UPDATE: On Tuesday, Oct. 11, the Pennsylvania acting secretary of state released a statement that counties are “expected to include undated ballots in their official returns for the Nov. 8 election.” The secretary notes that the “order from the U.S. Supreme Court…does not affect the prior decision of [the] Commonwealth Court in any way. It provides no justification for counties to exclude ballots based on a minor omission, and we expect that counties will continue to comply with their obligation to count all legal votes.” This statement is consistent with the Department of State’s latest mail-in ballot guidance.
WASHINGTON, D.C. — On Tuesday, Oct. 11, the U.S. Supreme Court vacated (meaning voided) a decision by the 3rd U.S. Circuit Court of Appeals that required Pennsylvania to count mail-in ballots that were previously rejected for lacking handwritten dates next to voters’ declaration signatures on the outer ballot envelopes. Today, in a single paragraph order, the Supreme Court granted certiorari (meaning it said it would hear the case) and remanded (meaning sent back) the case to the 3rd Circuit to be dismissed as moot (meaning that there is no longer an issue for the court to resolve). Ultimately, today’s decision does not necessarily change the current status of counting undated mail-in ballots in Pennsylvania as a state court held in August that the undated ballots may not be rejected and doing so would violate Pennsylvania law and the Materiality Provision of the Civil Rights Act. Additionally, today’s ruling means that the 3rd Circuit’s decision that allowed for the counting of undated mail-in ballots does not apply to any of the other states or territories in the 3rd Circuit: Delaware, New Jersey and the U.S. Virgin Islands.
This lawsuit took a long and winding path to the Supreme Court. The lawsuit was originally filed in January of this year on behalf of five voters in Lehigh County who, along with 252 other voters, had their mail-in ballots rejected because their outer ballot envelopes lacked handwritten dates next to their voter declaration signatures. Because of this, these 257 ballots were not counted in an election to select a judge to the Court of Common Pleas. The voters originally filed a lawsuit in state court, which ruled that the ballots shouldn’t be counted, before filing this lawsuit in federal court alleging that not counting these ballots violates the Civil Rights Act of 1964 and First and 14th Amendments because ballots are rejected for an “immaterial technical defect” and this unduly burdens voters. In March, the district court ruled in favor of the Lehigh County Board of Elections, ruling that provision of the Civil Rights Act under which the plaintiffs brought their claim does not create a private right of action, meaning that the plaintiffs cannot sue under this provision. This decision was then appealed to the 3rd Circuit, which held that the Civil Rights Act does create a private right of action (which means individuals and organizations can bring lawsuits) and the undated ballots should not be rejected for an “immaterial technical defect.” A Republican candidate, who lost his election for a Lehigh County judgeship, filed an emergency application to pause the 3rd Circuit’s ruling, which the Supreme Court denied in June. He then filed a petition for writ of certiorari asking the Supreme Court to review the merits of the case. On Oct. 11, the Supreme Court vacated the 3rd Circuit’s ruling and remanded (meaning sent back) the case to the 3rd Circuit to be dismissed as moot.

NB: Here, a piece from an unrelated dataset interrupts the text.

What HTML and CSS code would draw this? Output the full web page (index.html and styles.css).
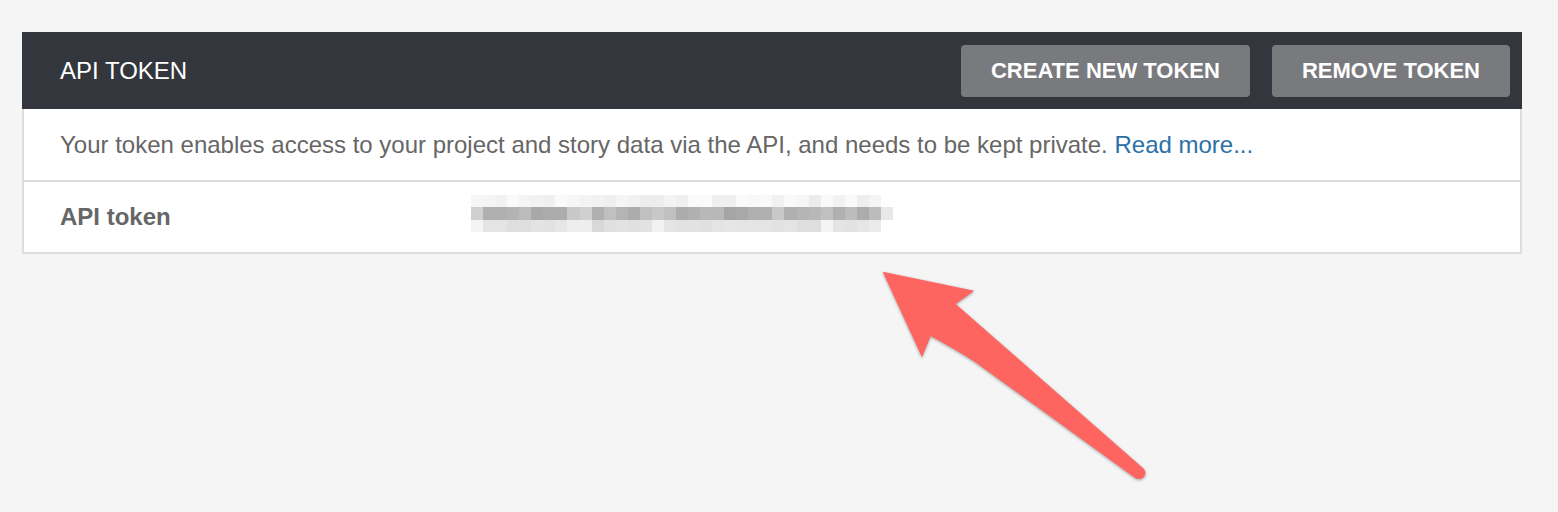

While today’s decision could have implications for counting mail-in ballots in Pennsylvania in future elections, as it currently stands, undated mail-in ballots will continue to be counted in Pennsylvania due to election guidance and state court rulings. The Republican intervention in this lawsuit is part of a larger Republican assault on mail-in voting in the commonwealth and beyond. Moreover, this challenge is indicative of a larger effort by Republicans to not count valid ballots.